• _Work required_
Locate and copy all lines bearing the word "React".

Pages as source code
* begin *
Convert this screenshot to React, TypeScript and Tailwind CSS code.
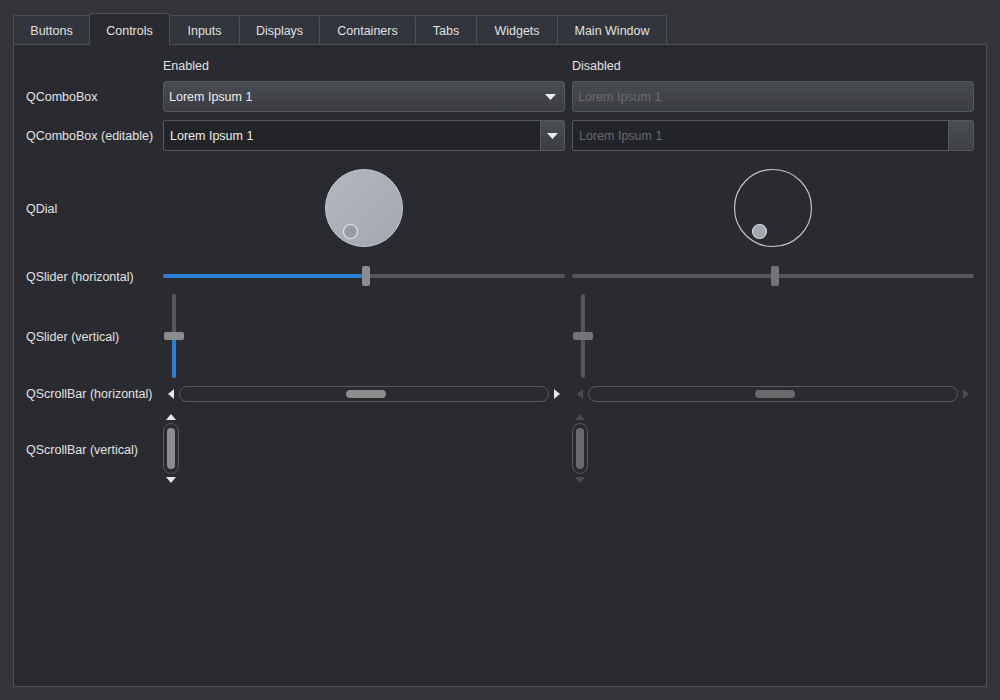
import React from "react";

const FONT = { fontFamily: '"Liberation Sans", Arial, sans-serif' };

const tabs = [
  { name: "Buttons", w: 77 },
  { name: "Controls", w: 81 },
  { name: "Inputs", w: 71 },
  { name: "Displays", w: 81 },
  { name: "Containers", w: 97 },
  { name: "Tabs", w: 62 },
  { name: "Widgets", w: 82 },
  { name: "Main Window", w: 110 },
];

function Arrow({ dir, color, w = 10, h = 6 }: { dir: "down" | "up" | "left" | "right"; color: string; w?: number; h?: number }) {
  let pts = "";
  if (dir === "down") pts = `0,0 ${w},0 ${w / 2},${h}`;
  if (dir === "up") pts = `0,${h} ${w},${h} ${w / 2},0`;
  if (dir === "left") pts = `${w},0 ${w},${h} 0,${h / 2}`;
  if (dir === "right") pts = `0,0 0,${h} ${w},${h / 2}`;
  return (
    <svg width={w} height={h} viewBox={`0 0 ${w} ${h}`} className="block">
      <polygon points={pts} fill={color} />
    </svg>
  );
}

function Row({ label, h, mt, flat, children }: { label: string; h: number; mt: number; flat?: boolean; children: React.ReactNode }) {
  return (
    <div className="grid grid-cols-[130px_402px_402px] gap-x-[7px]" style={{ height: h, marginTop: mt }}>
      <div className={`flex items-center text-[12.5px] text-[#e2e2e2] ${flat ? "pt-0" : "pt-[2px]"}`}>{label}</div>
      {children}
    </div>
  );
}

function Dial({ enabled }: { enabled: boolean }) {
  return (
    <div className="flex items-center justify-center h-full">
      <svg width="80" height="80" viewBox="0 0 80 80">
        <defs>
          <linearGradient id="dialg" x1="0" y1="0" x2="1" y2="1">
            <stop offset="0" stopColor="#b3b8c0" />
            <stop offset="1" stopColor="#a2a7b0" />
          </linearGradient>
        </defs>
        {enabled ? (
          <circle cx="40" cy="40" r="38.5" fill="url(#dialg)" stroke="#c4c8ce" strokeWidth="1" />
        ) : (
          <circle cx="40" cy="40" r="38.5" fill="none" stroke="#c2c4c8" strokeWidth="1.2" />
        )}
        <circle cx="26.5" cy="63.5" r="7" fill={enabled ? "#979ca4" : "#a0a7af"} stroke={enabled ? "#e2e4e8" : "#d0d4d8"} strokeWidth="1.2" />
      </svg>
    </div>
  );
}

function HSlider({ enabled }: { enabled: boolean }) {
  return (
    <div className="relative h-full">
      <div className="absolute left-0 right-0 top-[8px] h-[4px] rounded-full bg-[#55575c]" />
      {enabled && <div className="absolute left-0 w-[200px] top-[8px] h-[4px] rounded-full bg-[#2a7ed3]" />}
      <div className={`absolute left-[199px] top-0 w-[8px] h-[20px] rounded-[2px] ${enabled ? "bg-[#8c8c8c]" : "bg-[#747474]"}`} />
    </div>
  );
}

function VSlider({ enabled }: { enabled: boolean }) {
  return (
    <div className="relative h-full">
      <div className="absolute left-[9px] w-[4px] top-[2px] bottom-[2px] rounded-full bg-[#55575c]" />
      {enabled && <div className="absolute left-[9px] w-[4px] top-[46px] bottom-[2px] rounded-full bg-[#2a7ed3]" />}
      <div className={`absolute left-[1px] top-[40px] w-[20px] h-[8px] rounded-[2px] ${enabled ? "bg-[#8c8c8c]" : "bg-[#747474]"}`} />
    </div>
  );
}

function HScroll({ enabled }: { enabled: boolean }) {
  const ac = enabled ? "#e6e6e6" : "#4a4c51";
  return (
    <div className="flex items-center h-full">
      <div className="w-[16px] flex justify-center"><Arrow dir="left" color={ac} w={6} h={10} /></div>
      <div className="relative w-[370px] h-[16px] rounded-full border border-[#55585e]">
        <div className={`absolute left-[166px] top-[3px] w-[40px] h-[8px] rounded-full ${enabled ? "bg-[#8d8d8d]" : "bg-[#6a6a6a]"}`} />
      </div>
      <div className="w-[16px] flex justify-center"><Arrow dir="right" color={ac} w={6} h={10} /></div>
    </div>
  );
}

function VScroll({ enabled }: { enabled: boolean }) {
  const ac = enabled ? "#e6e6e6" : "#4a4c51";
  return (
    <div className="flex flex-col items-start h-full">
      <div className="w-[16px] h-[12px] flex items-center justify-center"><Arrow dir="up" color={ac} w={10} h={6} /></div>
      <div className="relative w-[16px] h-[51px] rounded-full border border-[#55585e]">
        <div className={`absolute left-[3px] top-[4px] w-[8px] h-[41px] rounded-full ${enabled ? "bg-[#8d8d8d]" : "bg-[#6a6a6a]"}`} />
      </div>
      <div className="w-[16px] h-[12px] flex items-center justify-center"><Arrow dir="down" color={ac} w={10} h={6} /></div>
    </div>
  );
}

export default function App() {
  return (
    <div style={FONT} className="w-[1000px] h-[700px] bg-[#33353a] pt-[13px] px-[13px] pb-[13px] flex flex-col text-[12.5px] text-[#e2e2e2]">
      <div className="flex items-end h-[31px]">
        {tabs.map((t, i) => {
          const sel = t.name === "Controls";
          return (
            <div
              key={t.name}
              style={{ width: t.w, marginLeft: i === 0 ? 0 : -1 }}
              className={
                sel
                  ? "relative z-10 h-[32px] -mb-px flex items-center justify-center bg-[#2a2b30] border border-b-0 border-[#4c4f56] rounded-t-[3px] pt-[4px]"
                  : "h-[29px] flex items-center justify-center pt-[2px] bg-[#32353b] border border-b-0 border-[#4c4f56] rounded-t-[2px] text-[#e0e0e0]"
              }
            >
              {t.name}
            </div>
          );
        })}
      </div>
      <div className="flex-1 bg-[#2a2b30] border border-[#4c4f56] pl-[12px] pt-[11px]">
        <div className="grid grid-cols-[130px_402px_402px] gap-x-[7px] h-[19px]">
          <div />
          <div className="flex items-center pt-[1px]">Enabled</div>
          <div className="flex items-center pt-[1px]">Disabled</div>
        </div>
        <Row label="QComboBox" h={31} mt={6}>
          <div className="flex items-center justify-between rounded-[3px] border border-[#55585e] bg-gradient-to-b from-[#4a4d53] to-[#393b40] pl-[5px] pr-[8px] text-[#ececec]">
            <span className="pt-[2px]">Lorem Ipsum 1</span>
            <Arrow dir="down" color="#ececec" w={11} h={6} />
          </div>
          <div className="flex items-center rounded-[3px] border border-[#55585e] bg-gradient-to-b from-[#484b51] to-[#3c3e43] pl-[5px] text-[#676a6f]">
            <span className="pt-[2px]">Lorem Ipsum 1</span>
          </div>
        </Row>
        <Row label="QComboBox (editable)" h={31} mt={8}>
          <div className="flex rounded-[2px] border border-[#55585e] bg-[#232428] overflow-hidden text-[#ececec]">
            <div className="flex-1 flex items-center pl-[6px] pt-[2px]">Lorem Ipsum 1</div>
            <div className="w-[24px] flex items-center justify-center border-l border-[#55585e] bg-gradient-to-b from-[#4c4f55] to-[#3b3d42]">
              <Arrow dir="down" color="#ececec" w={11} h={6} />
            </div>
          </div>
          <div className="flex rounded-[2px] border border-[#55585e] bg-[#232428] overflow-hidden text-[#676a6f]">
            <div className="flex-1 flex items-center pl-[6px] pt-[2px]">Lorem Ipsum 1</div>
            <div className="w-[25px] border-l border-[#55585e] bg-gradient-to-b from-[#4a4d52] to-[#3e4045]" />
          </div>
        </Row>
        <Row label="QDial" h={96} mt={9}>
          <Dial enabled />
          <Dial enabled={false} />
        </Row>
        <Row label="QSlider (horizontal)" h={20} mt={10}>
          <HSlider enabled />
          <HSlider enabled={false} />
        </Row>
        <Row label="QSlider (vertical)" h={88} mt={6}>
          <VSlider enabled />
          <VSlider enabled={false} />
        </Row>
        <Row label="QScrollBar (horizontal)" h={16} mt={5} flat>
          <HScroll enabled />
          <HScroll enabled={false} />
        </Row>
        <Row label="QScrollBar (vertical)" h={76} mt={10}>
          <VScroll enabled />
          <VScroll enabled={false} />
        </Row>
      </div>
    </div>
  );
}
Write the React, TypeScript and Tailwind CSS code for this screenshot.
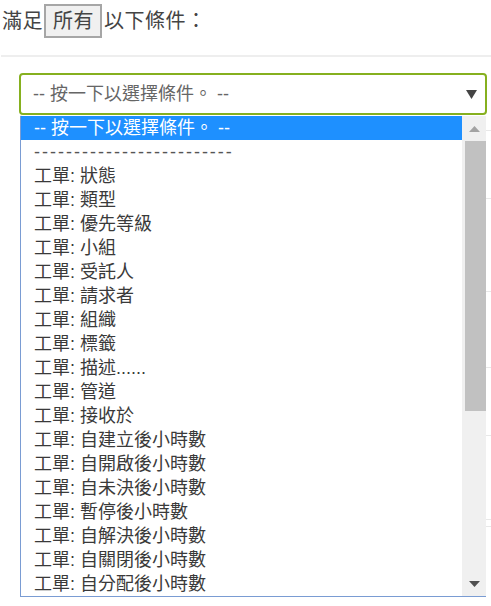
* end *
• _Exercise output_
Convert this screenshot to React, TypeScript and Tailwind CSS code.
import React from "react";
function Row({ label, h, mt, flat, children }: { label: string; h: number; mt: number; flat?: boolean; children: React.ReactNode }) {
Write the React, TypeScript and Tailwind CSS code for this screenshot.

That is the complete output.